By this point my back was hurting me (I’ve got a long-standing issue with it which won’t go away) and so I walked back to the Széchenyi Chain bridge, crossed over, and walked back to my hotel. One thing I noticed as I wandered through Budapest is how meaningless the signage was to me. Being able to speak English, French, and Russian I am pretty well able to work out what most signs on buildings refer to, but with Hungarian being utterly unrelated to any of those (and seemingly everything else except Finnish, although debates rage about this) I had absolutely no idea what any of the buildings were. I’d not been in this situation since I was in the Baltic states, completely unable to interpret any of the writing and signage. At first glance it looked similar to written Turkish, at least to me. When I heard Hungarian spoken it sounded like nothing I’d heard before. But for all that, nearly everybody spoke English well enough for me to get by, even if the older people were struggling. The younger ones, as you’d expect, spoke it well albeit with strange, heavy accents which told me their native tongue was not Slavic.
Some of my readers had advised me to go to a spa, in particular the Széchenyi thermal baths. Given the state of my back I thought it would be a good idea, but this would involve taking the metro. I walked to the nearest station and followed the steps down and was surprised to find there were no barriers. There was a ticket booth, which was closed, and some small machines into which you put your ticket each time you travel. An honesty system, in other words. This would work in Britain for about twenty seconds before it would become a free-for-all. With the ticket booth being closed I couldn’t work out where to buy a ticket and I thought about just jumping on and dodging the fare, but I didn’t want to end up in a Hungarian prison or, worse, in a pot of goulash. So I walked to the next station and crossed to the other side of the tracks where I found one that was open, only later spotting the ticket machines that are sprinkled around all over Budapest. It seems all the transport systems – metro, trams, buses – work off the same ticket, and you can use the same ticket on different systems in a single journey, which comes at a standard price of 350 forint: about 1.10 euro. A similar journey in Paris is 1.45 euro. In London it’s 5.70 euros if you don’t use an Oyster card, 3.40 euros if you do. That says it all, doesn’t it?

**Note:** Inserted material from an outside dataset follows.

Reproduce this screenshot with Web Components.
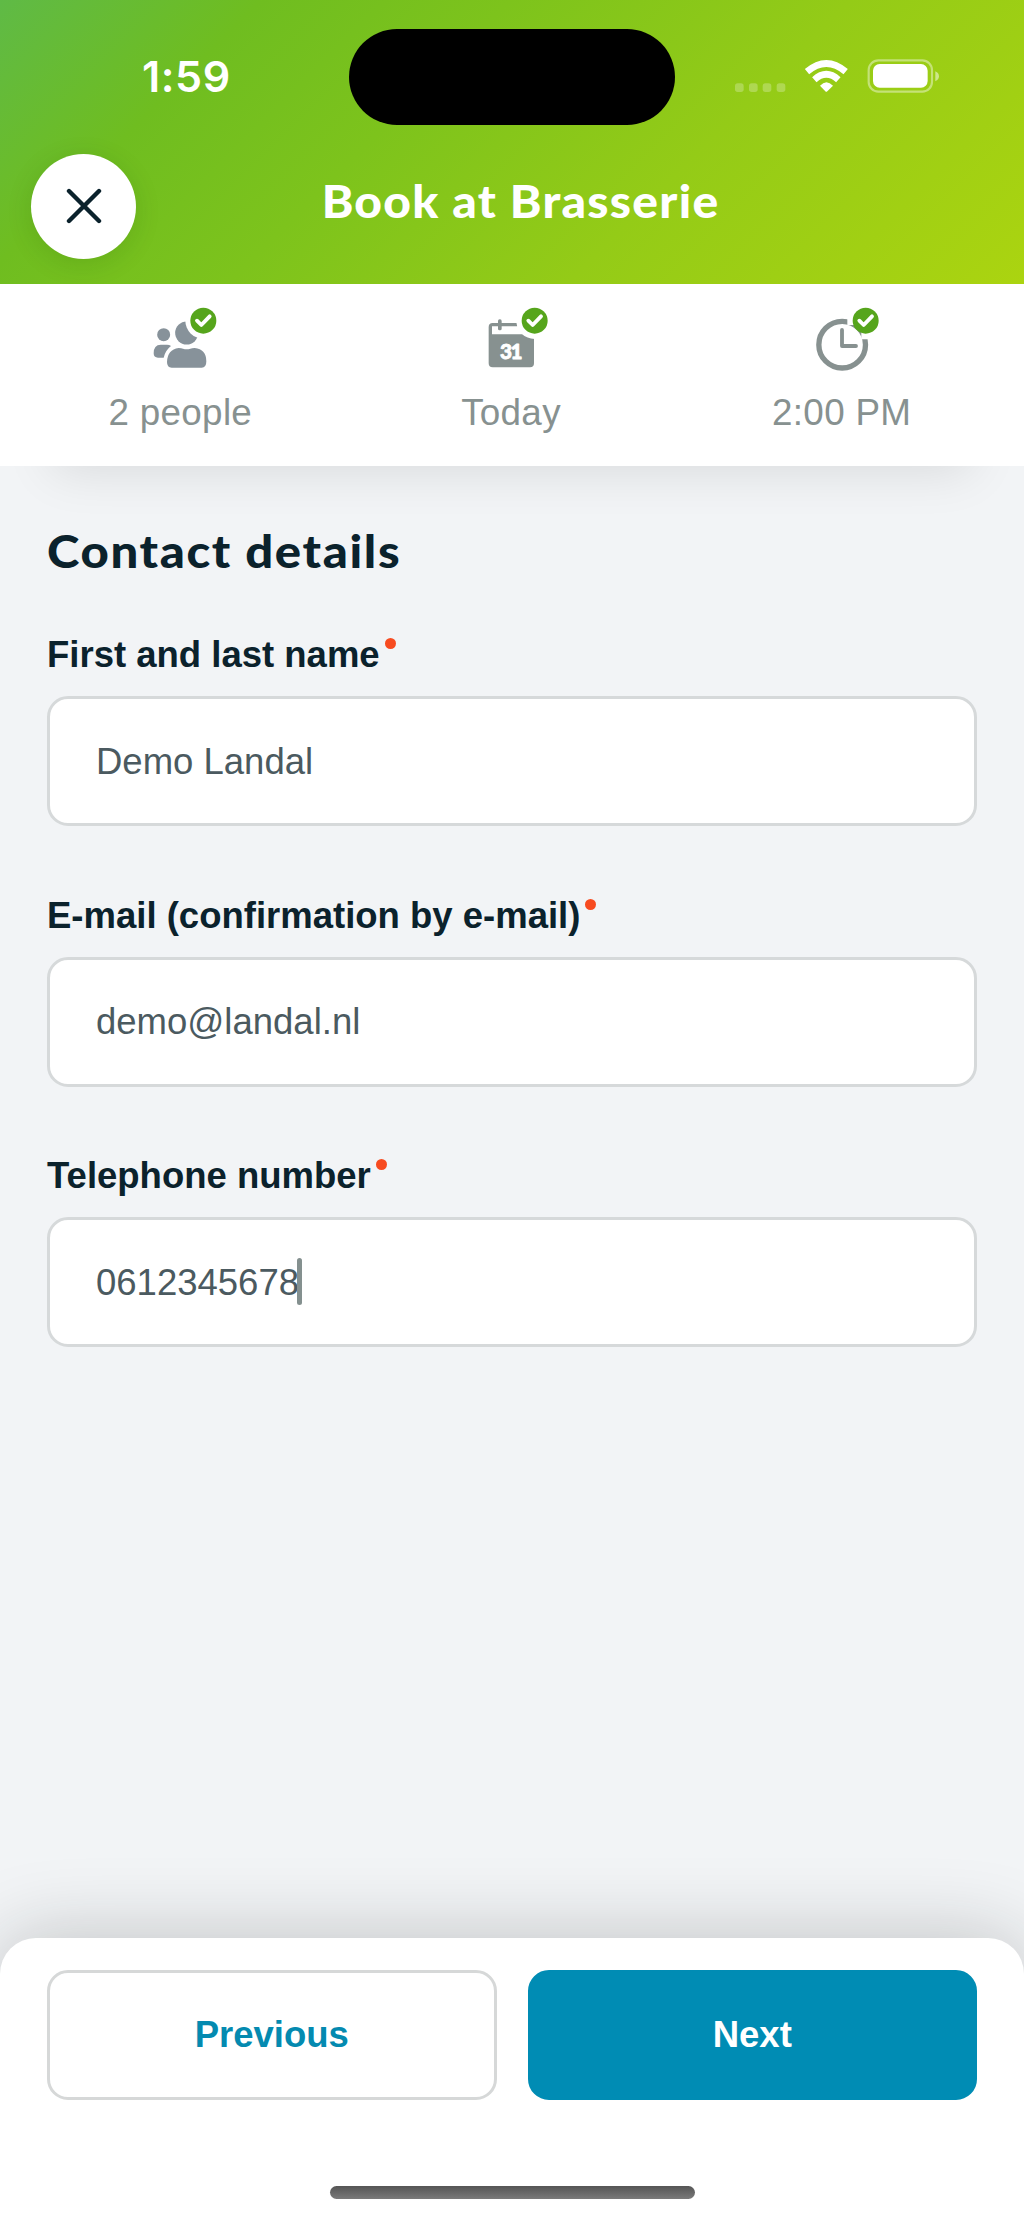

The line that took me to the baths (Line 1, yellow) was basically an underground tram. Small carriages rattled me along through stations that looked a bit like those of the New York subway with their vertical steel stanchions festooned with rivets and coated with paint half an inch thick. At the first station a gigantic man got on wearing the armband of a ticket inspector, and he asked everyone in the carriage to show their tickets. I was glad at that point that I hadn’t tried dodging the fare otherwise this post might have been rather different (albeit possibly a lot more interesting).
I arrived at the baths, which were in a complex of classical design and would not have been out of place in Saint Petersburg or Paris. Certainly the system of paying, entering, and renting a towel would not have been out of place in Soviet-era Leningrad. The price list had been printed on a sign in font size 8 and had so many combinations and exceptions that I gave up and just asked for 1 adult and paid whatever was asked. Next I went downstairs into a corridor full of people walking around in swimming costumes, some of them wrapped in towels but often not. I got a bit lost but eventually found where one rents a towel and saw a piece of A4 paper on the counter telling everyone that the kiosk is closed for 15 minutes because of a shift change. So a lengthy queue formed while two women went through a laborious process of counting cash out of a metal container, putting elastic bands around bundles of notes and putting them into a bag, and signing endless pieces of paper. I am sure this was set up with the best of intentions to prevent theft and one person being blamed for another’s light-fingeredness, but I can’t see this Swiss or Americans doing it quite like this. Had I not spent years in Russia where inefficencies and the resulting queues are perfectly normal I may have gotten a little frustrated (as some Germans behind me were), but as it was I found it rather amusing and a wave of nostalgia swept over me as I watched these two functionaries filling out paperwork related to towel rentals oblivious to the queue of customers that was growing steadily beside them. Whoever set this system up must have spent years in the Soviet Union perfecting their knowledge before returning to Hungary to put into practice what they’d learned.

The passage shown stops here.